FILED PURSUANT TO RULE 424(b)(3)
SEC FILE NUMBER 333-138519
PROSPECTUS SUPPLEMENT NO. 1 TO PROSPECTUS DATED FEBRUARY 6, 2007
MAGENTA MEDIA (US) INC.
a Nevada Corporation
12,065,295 SHARES OF COMMON STOCK
This Prospectus Supplement No. 1 should be read together with the prospectus dated February 6, 2007 (the “Prospectus”) of Magenta Media (US) Inc. (the “Company”) relating to the resale of up to 12,065,295 shares of common stock of the Company that may be offered and sold, from time to time, by the selling stockholders identified in the Prospectus. These shares were issued in three separate private transactions, as described in the Prospectus under “Selling Stockholders.”
The Prospectus is hereby amended and supplemented to provide the following information regarding a change in the Company’s principal independent registered public accounting firm:
Staley, Okada & Partners, Chartered Accountants (“Staley, Okada”), resigned as principal independent registered public accounting firm of the Company effective January 16, 2007. In view of this resignation, the Company engaged Dale Matheson Carr-Hilton LaBonte, Chartered Accountants, as its principal independent registered public accounting firm effective January 29, 2007. The decision to change its principal independent registered public accounting firm has been approved by the Company’s board of directors.
The report of Staley, Okada dated November 2, 2006 on the consolidated balance sheets of the Company as at September 30, 2006 and 2005 and the related consolidated statements of changes in stockholders’ deficiency, operations, and cash flows for each of the years ended September 30, 2006 and 2005 and the period from incorporation (February 18, 2004) to September 30, 2006, did not contain an adverse opinion or disclaimer of opinion, nor was it modified as to uncertainty, audit scope, or accounting principles, other than to state that there is substantial doubt as to the ability of the Company to continue as a going concern.

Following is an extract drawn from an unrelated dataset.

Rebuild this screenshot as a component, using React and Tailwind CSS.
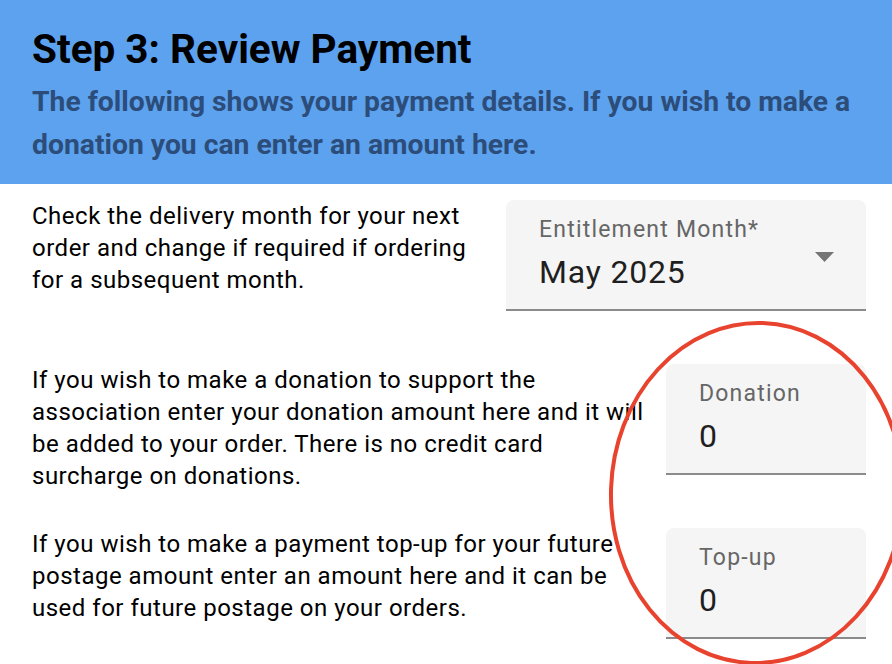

In connection with the audit of the period from incorporation (February 18, 2004) to September 30, 2006 through to the date of their resignation, there were no disagreements between the Company and Staley, Okada on any matter of accounting principles or practices, financial statement disclosure, or auditing scope or procedures, which disagreements if not resolved to the satisfaction of Staley, Okada would have caused them to make reference thereto in their report on the Company’s audited consolidated financial statements.
Neither the Securities and Exchange Commission nor any state securities commission has approved or disapproved of these securities or passed upon the adequacy or accuracy of this Prospectus Supplement. Any representation to the contrary is a criminal offence.
The date of this Prospectus Supplement No. 1 is September 13, 2007.